Several panelists noted the 1936 Berlin Olympics, in which international participation essentially validated a political regime clearly headed in a dangerous direction.
“The real challenge,” said Michaelson, “is are we willing to monitor the situation after the bright lights have been turned off?”
A complicit Russian Jewish establishment
As Putin pulls the Russian Orthodox Church closer, minority religious sects are jostling to be officially recognized by the Russian government. Within Judaism, Chabad appears to be in a favored position. Possibly as such, and also because ideologically they are opposed to homosexuality, Chabad has not spoken out against the recent Russian anti-gay laws.
While there has been no organized Jewish response in the United States, Michaelson credits the Anti-Defamation League for speaking out. In an article in the Huffington Post in August, ADL national director Abe Foxman compared the plight of LGBT Russians today to that of Soviet Jewry in the past. He called for action by the United States government, including legislation to ease emigration for LGBT Russians, similar to a 1974 bill that helped Soviet Jews do the same.
Meanwhile, the panelists feel their own community ought to take a leading role.
“Chabad in the United States and other Jewish communities in the United States should raise their voices,” Michaelson said. Rabbi Kleinbaum concurs: “We need to work together to figure out an effective, powerful, humanitarian, political response.”

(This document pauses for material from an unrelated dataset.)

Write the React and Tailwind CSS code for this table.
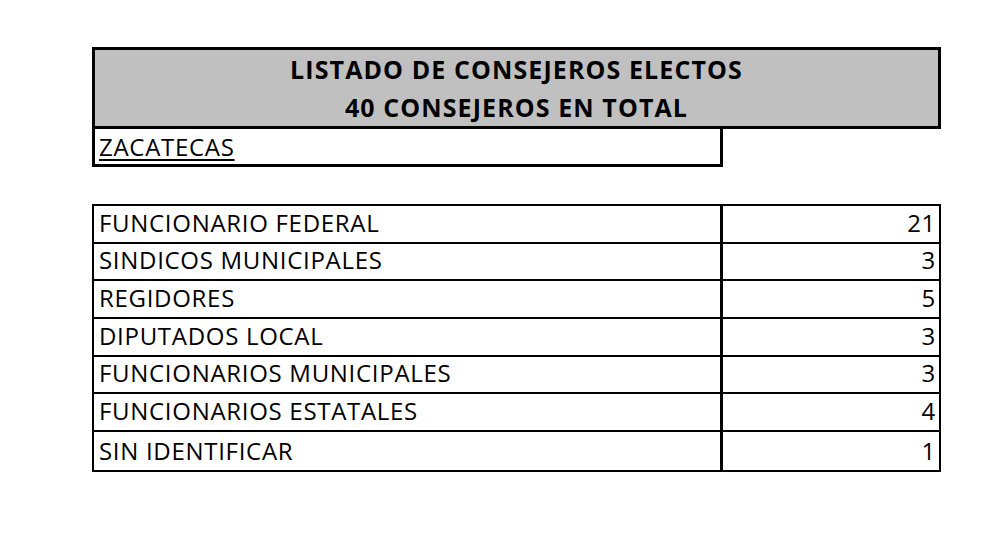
const rows = [
    ['FUNCIONARIO FEDERAL', 21],
    ['SINDICOS MUNICIPALES', 3],
    ['REGIDORES', 5],
    ['DIPUTADOS LOCAL', 3],
    ['FUNCIONARIOS MUNICIPALES', 3],
    ['FUNCIONARIOS ESTATALES', 4],
    ['SIN IDENTIFICAR', 1],
];

export default function App() {
    return (
        <div className="w-[995px] h-[544px] bg-white text-black font-['Open_Sans',sans-serif]">
            <div className="ml-[92px] pt-[47px] w-[849px]">
                <div className="h-[82px] border-[3px] border-black bg-[#c0c0c0] flex flex-col items-center justify-center text-[25px] font-bold leading-[38px] tracking-[1.1px]">
                    <div>LISTADO DE CONSEJEROS ELECTOS</div>
                    <div>40 CONSEJEROS EN TOTAL</div>
                </div>
                <div className="w-[631px] h-[38px] border-x-[3px] border-b-[3px] border-black flex items-end pl-[4px] pb-[5px] text-[24px] tracking-[0.7px] leading-none">
                    <span className="underline underline-offset-[3px] decoration-[2px]">ZACATECAS</span>
                </div>
                <div className="mt-[37px] border-[2px] border-black">
                    {rows.map(([label, n], i) => (
                        <div key={label} className={`flex h-[37.7px] text-[24px] tracking-[0.7px] leading-none ${i < rows.length - 1 ? 'border-b-[2px] border-black' : ''}`}>
                            <div className="w-[629px] border-r-[3px] border-black flex items-end pl-[5px] pb-[7px]">{label}</div>
                            <div className="flex-1 flex items-end justify-end pr-[3px] pb-[7px]">{n}</div>
                        </div>
                    ))}
                </div>
            </div>
        </div>
    );
}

Whoever spearheads it, clearly the need for action is urgent. On Sunday last week, gunmen disrupted a weekly gathering of activists at LaSky, a gay support organization in St. Petersburg, injuring two people. According to LaSky, this “pogrom,” as they called it, marks an alarming shift from attacks on activists at public rallies to “attacks on closed private social events.” In other words, there’s no such thing as a safe space.